PROGRAMMING OF THE SIMULATion

The programming of the simulation is one of the core elements of the project: Translating the social scientific models into a simulation software allows their predictions, based on data inputted by the area experts, to be retrospectively tested. Furthermore, as the simulation software is provided to users, developing an intuitive and powerful interface to run the simulation and easily interpret its results, the programming of the interface is another core aspect.


The programming of the simulation consists of two main parts:

Design of Simulation System Architecture
One is to translate the theoretical models provided by the social scientists into computer algorithms. A constant dialogue between the social and computer scientists ensures that the models are actually implementable, with modifications and simplifications being suggested, while at the same time faithfully representing the core ideas underlying the theories. For example, the implementation of game-theoretical coalition models requires to develop and adapt algorithms to compute equilibria for the specified games used in the simulation. When exact analytical solutions are not possible, likely outcomes need to be computed. Another aspect of this task is the cooperation with the area experts to clarify the data needs as well as the structure the data is inputted into the simulation (also see here).

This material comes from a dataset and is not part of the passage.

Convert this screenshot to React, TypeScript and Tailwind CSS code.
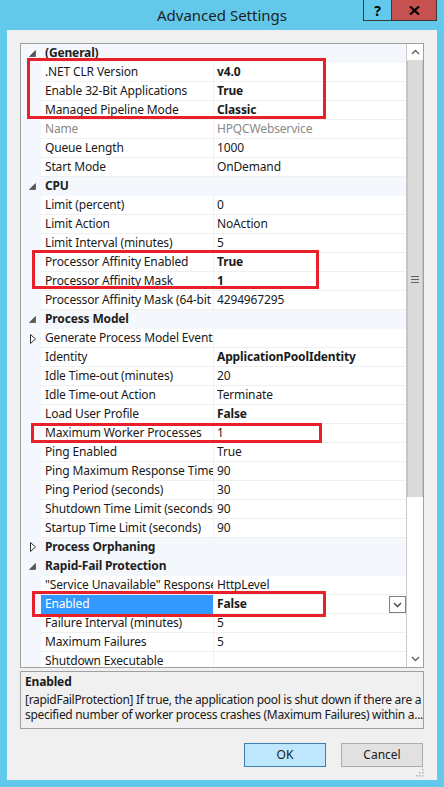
import React from 'react';

type Row =
  | { kind: 'cat'; label: string; open: boolean }
  | {
      kind: 'prop';
      name: string;
      value?: string;
      bold?: boolean;
      dim?: boolean;
      selected?: boolean;
      expandable?: boolean;
    };

const rows: Row[] = [
  { kind: 'cat', label: '(General)', open: true },
  { kind: 'prop', name: '.NET CLR Version', value: 'v4.0', bold: true },
  { kind: 'prop', name: 'Enable 32-Bit Applications', value: 'True', bold: true },
  { kind: 'prop', name: 'Managed Pipeline Mode', value: 'Classic', bold: true },
  { kind: 'prop', name: 'Name', value: 'HPQCWebservice', dim: true },
  { kind: 'prop', name: 'Queue Length', value: '1000' },
  { kind: 'prop', name: 'Start Mode', value: 'OnDemand' },
  { kind: 'cat', label: 'CPU', open: true },
  { kind: 'prop', name: 'Limit (percent)', value: '0' },
  { kind: 'prop', name: 'Limit Action', value: 'NoAction' },
  { kind: 'prop', name: 'Limit Interval (minutes)', value: '5' },
  { kind: 'prop', name: 'Processor Affinity Enabled', value: 'True', bold: true },
  { kind: 'prop', name: 'Processor Affinity Mask', value: '1', bold: true },
  { kind: 'prop', name: 'Processor Affinity Mask (64-bit option)', value: '4294967295' },
  { kind: 'cat', label: 'Process Model', open: true },
  { kind: 'prop', name: 'Generate Process Model Event Log Entry', expandable: true },
  { kind: 'prop', name: 'Identity', value: 'ApplicationPoolIdentity', bold: true },
  { kind: 'prop', name: 'Idle Time-out (minutes)', value: '20' },
  { kind: 'prop', name: 'Idle Time-out Action', value: 'Terminate' },
  { kind: 'prop', name: 'Load User Profile', value: 'False', bold: true },
  { kind: 'prop', name: 'Maximum Worker Processes', value: '1' },
  { kind: 'prop', name: 'Ping Enabled', value: 'True' },
  { kind: 'prop', name: 'Ping Maximum Response Time (seconds)', value: '90' },
  { kind: 'prop', name: 'Ping Period (seconds)', value: '30' },
  { kind: 'prop', name: 'Shutdown Time Limit (seconds)', value: '90' },
  { kind: 'prop', name: 'Startup Time Limit (seconds)', value: '90' },
  { kind: 'cat', label: 'Process Orphaning', open: false },
  { kind: 'cat', label: 'Rapid-Fail Protection', open: true },
  { kind: 'prop', name: '"Service Unavailable" Response Type', value: 'HttpLevel' },
  { kind: 'prop', name: 'Enabled', value: 'False', bold: true, selected: true },
  { kind: 'prop', name: 'Failure Interval (minutes)', value: '5' },
  { kind: 'prop', name: 'Maximum Failures', value: '5' },
  { kind: 'prop', name: 'Shutdown Executable', value: '' },
];

function Glyph({ open }: { open: boolean }) {
  return open ? (
    <svg width="7" height="7" viewBox="0 0 7 7" className="ml-[8px]">
      <polygon points="6.5,0.5 6.5,6.5 0.5,6.5" fill="#595959" stroke="#3c3c3c" strokeWidth="0.6" />
    </svg>
  ) : (
    <svg width="6" height="10" viewBox="0 0 6 10" className="ml-[9px]">
      <polygon points="0.5,0.5 5.5,5 0.5,9.5" fill="white" stroke="#333" strokeWidth="1" />
    </svg>
  );
}

function GridRow({ row }: { row: Row }) {
  if (row.kind === 'cat') {
    return (
      <div className="flex h-[19px] items-center bg-[#f4f7fc] border-b border-[#f4f7fc]">
        <div className="w-[20px] shrink-0 flex items-center">
          <Glyph open={row.open} />
        </div>
        <span className="pl-[4px] font-bold text-[#1e1e1e]">{row.label}</span>
      </div>
    );
  }
  return (
    <div className="flex h-[19px]">
      <div className="w-[20px] shrink-0 flex items-center bg-[#f4f7fc]">
        {row.expandable && <Glyph open={false} />}
      </div>
      <div
        className={`w-[172px] shrink-0 overflow-hidden whitespace-nowrap pl-[4px] leading-[18px] border-b ${
          row.selected ? 'bg-[#3399ff] text-white border-[#3399ff]' : 'bg-white border-[#f0f0f0]'
        } ${row.dim ? 'text-[#8a8a8a]' : row.selected ? '' : 'text-[#1a1a1a]'}`}
      >
        {row.name}
      </div>
      <div className="w-[1px] shrink-0 bg-[#f0f0f0]" />
      <div
        className={`flex-1 flex items-start overflow-hidden whitespace-nowrap pl-[3px] leading-[18px] bg-white border-b border-[#f0f0f0] ${
          row.bold ? 'font-bold' : ''
        } ${row.dim ? 'text-[#8a8a8a]' : 'text-[#1a1a1a]'}`}
      >
        <span className="flex-1">{row.value}</span>
        {row.selected && (
          <div className="w-[17px] h-[17px] mt-[1px] border border-[#808080] bg-white flex items-center justify-center">
            <svg width="9" height="6" viewBox="0 0 9 6">
              <path d="M1 1 L4.5 4.5 L8 1" fill="none" stroke="#555" strokeWidth="1.6" />
            </svg>
          </div>
        )}
      </div>
    </div>
  );
}

function RedBox({ className }: { className: string }) {
  return <div className={`absolute border-[3px] border-[#e8202a] pointer-events-none ${className}`} />;
}

export default function App() {
  return (
    <div
      className="relative w-[444px] h-[787px] bg-[#62c9eb] overflow-hidden text-[12px]"
      style={{ fontFamily: '"Segoe UI", "Noto Sans", sans-serif' }}
    >
      {/* Title bar */}
      <div className="relative h-[30px] flex items-center justify-center">
        <span className="text-[15px] text-[#1e1e1e] mt-[1px]">Advanced Settings</span>
        <div className="absolute top-0 right-[7px] flex h-[21px]">
          <div className="w-[29px] border border-t-0 border-[#3a3a3a] flex items-center justify-center font-bold text-[14px] text-black">
            ?
          </div>
          <div className="w-[45px] border border-t-0 border-l-0 border-[#3a3a3a] bg-[#c75050] flex items-center justify-center">
            <svg width="11" height="9" viewBox="0 0 11 9">
              <path d="M1 0.5 L10 8.5 M10 0.5 L1 8.5" stroke="black" strokeWidth="2.2" />
            </svg>
          </div>
        </div>
      </div>

      {/* Client area */}
      <div className="mx-[7px] h-[750px] bg-[#f0f0f0] px-[13px] pt-[13px] flex flex-col">
        {/* Property grid */}
        <div className="h-[625px] border border-[#a0a0a0] bg-white flex overflow-hidden tracking-[-0.15px]">
          <div className="w-[385px] overflow-hidden">
            {rows.map((r, i) => (
              <GridRow key={i} row={r} />
            ))}
          </div>
          {/* Scrollbar */}
          <div className="flex-1 border-l border-[#c8c8c8] bg-white flex flex-col">
            <div className="h-[17px] border-b border-[#dcdcdc] flex items-center justify-center">
              <svg width="9" height="6" viewBox="0 0 9 6">
                <path d="M1 5 L4.5 1.5 L8 5" fill="none" stroke="#606060" strokeWidth="1.4" />
              </svg>
            </div>
            <div className="h-[436px] bg-[#dadada] border-x border-[#c4c4c4] flex items-center justify-center">
              <div className="flex flex-col gap-[2px]">
                <div className="w-[8px] h-[1px] bg-[#606060]" />
                <div className="w-[8px] h-[1px] bg-[#606060]" />
                <div className="w-[8px] h-[1px] bg-[#606060]" />
              </div>
            </div>
            <div className="flex-1" />
            <div className="h-[17px] flex items-center justify-center">
              <svg width="9" height="6" viewBox="0 0 9 6">
                <path d="M1 1 L4.5 4.5 L8 1" fill="none" stroke="#606060" strokeWidth="1.4" />
              </svg>
            </div>
          </div>
        </div>

        {/* Description pane */}
        <div className="mt-[3px] h-[58px] border border-[#a0a0a0] px-[4px] pt-[2px] text-[#1a1a1a] whitespace-nowrap overflow-hidden">
          <div className="font-bold leading-[16px] tracking-[-0.15px]">Enabled</div>
          <div className="leading-[15px] mt-[2px] tracking-[-0.3px]">
            [rapidFailProtection] If true, the application pool is shut down if there are a
          </div>
          <div className="leading-[15px] tracking-[-0.3px]">
            specified number of worker process crashes (Maximum Failures) within a...
          </div>
        </div>

        {/* Buttons */}
        <div className="mt-[14px] flex justify-end gap-[15px] pr-[1px]">
          <button className="w-[82px] h-[24px] border border-[#3c7fb1] bg-[#bee6fd] text-[#1a1a1a] text-[12px]">
            OK
          </button>
          <button className="w-[82px] h-[24px] border border-[#adadad] bg-[#e1e1e1] text-[#1a1a1a] text-[12px]">
            Cancel
          </button>
        </div>
        <div className="flex-1 flex items-end justify-end pb-[3px]">
          <svg width="8" height="8" viewBox="0 0 8 8">
            <g fill="#b0b0b0">
              <rect x="6" y="0" width="1.5" height="1.5" />
              <rect x="3" y="3" width="1.5" height="1.5" />
              <rect x="6" y="3" width="1.5" height="1.5" />
              <rect x="0" y="6" width="1.5" height="1.5" />
              <rect x="3" y="6" width="1.5" height="1.5" />
              <rect x="6" y="6" width="1.5" height="1.5" />
            </g>
          </svg>
        </div>
      </div>

      {/* Annotation boxes */}
      <RedBox className="left-[27px] top-[58px] w-[299px] h-[61px]" />
      <RedBox className="left-[32px] top-[250px] w-[287px] h-[39px]" />
      <RedBox className="left-[31px] top-[423px] w-[291px] h-[20px]" />
      <RedBox className="left-[32px] top-[591px] w-[294px] h-[26px]" />
    </div>
  );
}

The final version of the simulation will incorporate four major models - coherence, coalition, action and state of the world - that are interlinked as illustrated below:

While the coalition model describes how the individuals align themselves to form ethnic groups based on ascriptive characteristics, the action model is concerned with how the groups form relate to each other - with different degrees of conflict or cooperation. The coherence model (also see here) is the major innovation in comparison to other game-theoretical models: By modeling explicitly how individuals change their beliefs and preferences in light of prior experience (to make it appear rational in retrospect) and belief systems present in the society, cultural change becomes endogenous - allowing to make predictions how coalitions and behavior will change over time. Finally, the state of the world model represents the structural constraints on the actors and how they change due to the outcomes of their interactions (the events).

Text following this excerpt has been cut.